Work to do
Copy out each line below that has the word "table" in it.

Dataset records
++++++++++

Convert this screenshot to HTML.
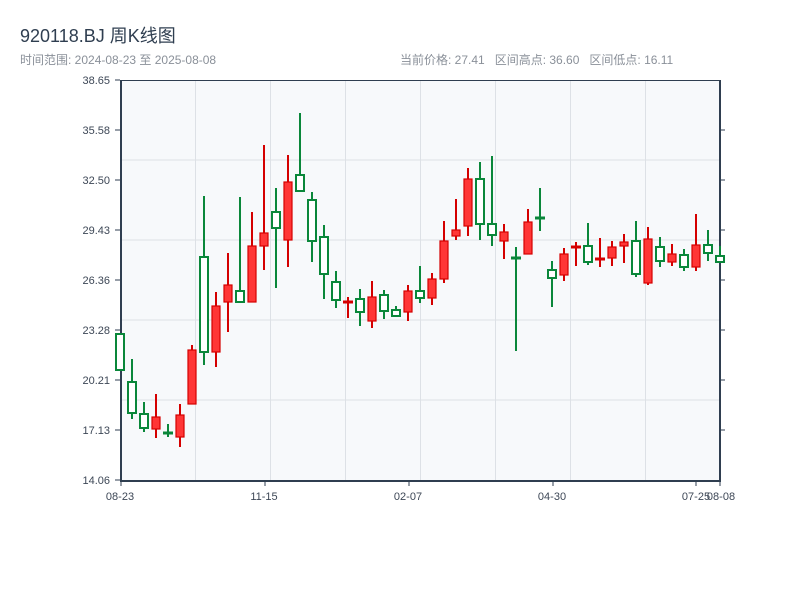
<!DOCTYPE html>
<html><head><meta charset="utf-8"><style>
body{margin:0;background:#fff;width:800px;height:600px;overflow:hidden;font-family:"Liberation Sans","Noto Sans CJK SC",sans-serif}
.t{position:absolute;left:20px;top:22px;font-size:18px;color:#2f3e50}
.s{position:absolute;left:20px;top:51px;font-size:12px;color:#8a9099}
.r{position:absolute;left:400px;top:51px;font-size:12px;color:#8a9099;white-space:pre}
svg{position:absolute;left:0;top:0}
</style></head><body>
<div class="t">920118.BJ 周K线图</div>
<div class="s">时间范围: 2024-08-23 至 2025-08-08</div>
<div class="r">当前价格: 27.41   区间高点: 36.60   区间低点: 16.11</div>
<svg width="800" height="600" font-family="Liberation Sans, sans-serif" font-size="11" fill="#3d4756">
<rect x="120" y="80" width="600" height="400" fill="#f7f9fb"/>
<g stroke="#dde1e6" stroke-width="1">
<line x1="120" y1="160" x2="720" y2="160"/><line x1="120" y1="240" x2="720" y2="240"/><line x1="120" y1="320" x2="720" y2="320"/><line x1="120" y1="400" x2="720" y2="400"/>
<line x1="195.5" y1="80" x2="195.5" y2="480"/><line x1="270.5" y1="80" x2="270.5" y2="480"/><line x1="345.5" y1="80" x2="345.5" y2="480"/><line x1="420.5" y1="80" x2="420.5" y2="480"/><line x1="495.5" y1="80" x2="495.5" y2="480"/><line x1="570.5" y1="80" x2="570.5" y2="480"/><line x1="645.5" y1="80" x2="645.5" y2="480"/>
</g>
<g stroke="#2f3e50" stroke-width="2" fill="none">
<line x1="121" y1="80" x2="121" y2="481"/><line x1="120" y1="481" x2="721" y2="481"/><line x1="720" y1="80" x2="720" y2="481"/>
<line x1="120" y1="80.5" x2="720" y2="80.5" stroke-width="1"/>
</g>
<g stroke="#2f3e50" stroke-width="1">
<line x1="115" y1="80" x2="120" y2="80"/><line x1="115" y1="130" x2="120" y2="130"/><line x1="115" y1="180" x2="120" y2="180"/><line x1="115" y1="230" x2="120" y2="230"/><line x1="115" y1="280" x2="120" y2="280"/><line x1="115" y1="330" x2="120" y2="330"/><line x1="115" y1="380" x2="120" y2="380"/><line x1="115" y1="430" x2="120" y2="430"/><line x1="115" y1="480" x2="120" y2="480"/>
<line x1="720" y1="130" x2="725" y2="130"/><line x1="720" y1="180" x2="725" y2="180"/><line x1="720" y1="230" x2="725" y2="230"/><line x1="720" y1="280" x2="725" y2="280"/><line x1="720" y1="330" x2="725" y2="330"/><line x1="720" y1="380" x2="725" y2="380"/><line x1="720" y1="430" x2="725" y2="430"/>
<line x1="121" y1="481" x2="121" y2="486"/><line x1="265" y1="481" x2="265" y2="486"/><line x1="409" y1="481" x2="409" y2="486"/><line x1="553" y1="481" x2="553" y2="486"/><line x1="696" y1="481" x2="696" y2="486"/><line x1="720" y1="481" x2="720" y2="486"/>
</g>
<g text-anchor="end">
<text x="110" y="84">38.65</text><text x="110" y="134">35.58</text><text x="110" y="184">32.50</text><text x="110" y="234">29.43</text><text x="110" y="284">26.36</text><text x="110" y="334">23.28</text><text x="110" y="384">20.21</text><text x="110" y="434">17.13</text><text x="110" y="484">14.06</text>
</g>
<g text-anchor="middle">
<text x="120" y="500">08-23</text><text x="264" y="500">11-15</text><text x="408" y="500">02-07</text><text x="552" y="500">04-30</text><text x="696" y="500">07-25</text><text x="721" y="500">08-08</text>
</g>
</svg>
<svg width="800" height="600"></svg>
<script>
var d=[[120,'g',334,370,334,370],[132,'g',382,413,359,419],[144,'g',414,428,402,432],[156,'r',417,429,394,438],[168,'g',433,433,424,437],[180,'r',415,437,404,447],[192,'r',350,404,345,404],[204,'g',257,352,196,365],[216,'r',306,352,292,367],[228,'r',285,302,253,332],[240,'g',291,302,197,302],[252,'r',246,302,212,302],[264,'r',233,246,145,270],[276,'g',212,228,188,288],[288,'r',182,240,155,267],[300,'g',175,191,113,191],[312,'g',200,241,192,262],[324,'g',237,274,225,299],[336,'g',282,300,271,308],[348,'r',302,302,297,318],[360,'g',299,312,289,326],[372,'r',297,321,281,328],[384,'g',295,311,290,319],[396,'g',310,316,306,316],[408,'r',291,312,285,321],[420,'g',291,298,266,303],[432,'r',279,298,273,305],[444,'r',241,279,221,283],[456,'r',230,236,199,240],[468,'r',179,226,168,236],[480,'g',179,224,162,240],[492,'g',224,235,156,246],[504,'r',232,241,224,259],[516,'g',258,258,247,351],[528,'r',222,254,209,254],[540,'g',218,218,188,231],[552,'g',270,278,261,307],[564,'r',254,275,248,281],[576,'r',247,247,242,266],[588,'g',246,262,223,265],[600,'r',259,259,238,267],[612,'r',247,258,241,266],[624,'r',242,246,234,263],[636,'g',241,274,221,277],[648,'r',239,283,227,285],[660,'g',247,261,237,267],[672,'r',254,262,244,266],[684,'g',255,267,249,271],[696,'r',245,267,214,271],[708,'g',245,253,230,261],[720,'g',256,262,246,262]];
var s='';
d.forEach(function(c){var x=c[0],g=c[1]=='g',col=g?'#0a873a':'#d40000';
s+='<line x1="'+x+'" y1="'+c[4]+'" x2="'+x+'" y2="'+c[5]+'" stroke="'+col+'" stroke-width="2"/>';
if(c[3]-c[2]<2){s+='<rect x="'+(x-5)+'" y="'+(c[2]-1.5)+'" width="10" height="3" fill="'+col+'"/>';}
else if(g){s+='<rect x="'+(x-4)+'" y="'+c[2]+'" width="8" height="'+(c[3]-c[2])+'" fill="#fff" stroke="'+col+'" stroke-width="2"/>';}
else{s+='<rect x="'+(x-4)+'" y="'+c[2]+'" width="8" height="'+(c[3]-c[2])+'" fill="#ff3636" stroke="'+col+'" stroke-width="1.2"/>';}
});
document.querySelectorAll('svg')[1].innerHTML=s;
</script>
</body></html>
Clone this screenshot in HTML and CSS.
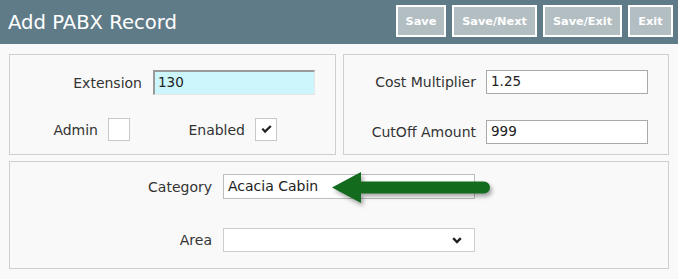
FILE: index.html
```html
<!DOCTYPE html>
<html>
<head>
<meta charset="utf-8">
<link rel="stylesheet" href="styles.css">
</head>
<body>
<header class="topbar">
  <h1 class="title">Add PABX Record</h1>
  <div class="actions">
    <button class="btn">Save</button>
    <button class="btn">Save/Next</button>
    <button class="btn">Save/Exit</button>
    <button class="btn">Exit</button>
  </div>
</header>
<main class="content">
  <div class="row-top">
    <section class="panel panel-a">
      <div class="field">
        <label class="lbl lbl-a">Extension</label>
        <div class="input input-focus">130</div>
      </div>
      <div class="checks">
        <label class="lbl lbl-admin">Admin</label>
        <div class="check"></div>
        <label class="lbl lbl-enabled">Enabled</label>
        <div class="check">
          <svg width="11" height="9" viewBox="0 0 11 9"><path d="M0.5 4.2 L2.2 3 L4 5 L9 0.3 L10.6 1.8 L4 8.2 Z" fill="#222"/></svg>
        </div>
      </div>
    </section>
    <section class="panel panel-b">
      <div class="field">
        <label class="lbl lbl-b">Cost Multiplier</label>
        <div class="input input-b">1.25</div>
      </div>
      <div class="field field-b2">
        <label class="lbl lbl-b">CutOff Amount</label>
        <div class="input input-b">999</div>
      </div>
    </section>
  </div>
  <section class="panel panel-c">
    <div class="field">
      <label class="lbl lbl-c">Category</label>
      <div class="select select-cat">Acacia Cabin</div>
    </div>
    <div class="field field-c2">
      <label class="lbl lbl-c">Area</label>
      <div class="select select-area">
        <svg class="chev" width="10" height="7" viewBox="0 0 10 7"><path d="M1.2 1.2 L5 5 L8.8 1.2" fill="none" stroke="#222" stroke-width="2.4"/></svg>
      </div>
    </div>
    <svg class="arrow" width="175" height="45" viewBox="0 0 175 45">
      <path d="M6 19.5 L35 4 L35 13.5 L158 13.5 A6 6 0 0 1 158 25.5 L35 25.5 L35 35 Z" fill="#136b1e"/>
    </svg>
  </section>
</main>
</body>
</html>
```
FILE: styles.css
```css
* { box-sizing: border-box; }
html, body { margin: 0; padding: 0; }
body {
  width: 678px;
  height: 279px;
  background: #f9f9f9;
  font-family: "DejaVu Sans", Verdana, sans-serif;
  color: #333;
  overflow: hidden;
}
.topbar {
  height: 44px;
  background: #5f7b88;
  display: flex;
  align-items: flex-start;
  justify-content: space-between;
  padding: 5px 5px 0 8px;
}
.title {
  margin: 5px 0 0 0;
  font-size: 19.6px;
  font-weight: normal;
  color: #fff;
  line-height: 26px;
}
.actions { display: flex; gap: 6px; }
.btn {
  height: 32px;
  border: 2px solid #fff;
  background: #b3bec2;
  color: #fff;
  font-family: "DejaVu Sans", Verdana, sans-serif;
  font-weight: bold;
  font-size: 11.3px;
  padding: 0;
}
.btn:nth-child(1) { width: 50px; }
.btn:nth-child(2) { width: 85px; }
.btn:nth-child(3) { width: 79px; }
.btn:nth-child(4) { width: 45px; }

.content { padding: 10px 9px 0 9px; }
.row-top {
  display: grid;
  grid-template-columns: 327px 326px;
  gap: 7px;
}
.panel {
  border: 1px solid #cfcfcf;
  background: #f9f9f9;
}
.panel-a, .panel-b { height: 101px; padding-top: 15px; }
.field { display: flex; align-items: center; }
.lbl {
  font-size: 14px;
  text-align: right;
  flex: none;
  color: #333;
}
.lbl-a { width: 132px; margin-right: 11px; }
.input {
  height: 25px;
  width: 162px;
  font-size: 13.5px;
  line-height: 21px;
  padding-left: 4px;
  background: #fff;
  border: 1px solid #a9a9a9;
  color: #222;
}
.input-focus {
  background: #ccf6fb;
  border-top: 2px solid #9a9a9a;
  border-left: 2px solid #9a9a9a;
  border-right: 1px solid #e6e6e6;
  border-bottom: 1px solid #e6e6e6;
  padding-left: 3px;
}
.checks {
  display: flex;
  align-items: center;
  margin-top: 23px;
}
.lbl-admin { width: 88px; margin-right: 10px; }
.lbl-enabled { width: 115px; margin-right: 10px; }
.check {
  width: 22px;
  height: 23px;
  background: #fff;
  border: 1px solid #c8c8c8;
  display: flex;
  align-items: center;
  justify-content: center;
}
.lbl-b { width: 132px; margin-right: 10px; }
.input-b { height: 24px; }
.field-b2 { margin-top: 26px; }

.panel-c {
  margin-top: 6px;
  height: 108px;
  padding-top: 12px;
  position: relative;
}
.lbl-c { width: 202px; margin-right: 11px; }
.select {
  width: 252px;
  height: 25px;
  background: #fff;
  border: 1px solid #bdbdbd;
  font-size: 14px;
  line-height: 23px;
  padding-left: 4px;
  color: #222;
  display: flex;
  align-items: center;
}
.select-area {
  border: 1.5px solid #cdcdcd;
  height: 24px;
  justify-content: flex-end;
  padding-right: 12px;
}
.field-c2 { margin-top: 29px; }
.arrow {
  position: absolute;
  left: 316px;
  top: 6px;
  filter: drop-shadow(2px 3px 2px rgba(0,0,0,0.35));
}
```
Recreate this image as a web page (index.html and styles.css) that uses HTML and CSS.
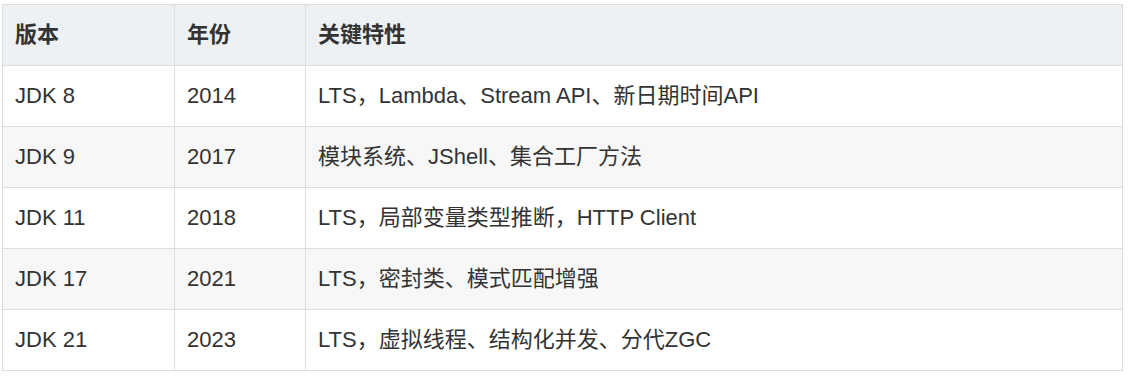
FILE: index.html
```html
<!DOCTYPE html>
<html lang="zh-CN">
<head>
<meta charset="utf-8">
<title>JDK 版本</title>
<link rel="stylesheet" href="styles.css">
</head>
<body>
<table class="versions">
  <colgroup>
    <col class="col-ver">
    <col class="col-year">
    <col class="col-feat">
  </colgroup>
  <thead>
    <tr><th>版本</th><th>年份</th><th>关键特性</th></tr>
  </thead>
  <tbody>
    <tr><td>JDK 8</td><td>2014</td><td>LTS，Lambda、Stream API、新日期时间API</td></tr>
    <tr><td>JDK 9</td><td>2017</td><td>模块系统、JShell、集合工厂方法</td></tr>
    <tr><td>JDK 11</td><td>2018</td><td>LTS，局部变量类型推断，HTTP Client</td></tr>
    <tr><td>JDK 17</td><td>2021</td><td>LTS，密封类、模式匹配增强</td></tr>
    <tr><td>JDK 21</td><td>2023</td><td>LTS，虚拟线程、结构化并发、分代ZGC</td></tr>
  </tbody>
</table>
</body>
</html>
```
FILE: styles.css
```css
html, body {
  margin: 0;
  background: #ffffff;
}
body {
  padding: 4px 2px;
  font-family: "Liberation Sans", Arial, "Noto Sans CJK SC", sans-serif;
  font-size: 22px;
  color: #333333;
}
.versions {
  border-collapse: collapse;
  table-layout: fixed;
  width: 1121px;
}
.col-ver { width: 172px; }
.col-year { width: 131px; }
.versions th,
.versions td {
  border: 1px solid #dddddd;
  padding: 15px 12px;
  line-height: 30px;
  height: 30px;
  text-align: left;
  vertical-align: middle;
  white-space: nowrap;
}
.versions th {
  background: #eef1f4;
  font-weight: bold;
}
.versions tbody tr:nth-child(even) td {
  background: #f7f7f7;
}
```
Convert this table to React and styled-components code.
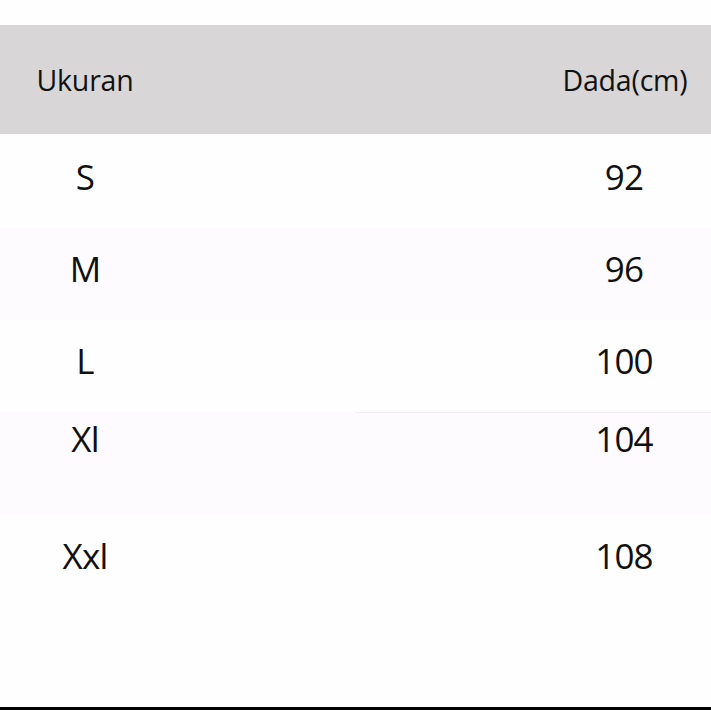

++++++++++

Complete answer
<table class="versions">
</table>
  table-layout: fixed;
Convert this table to React and styled-components code.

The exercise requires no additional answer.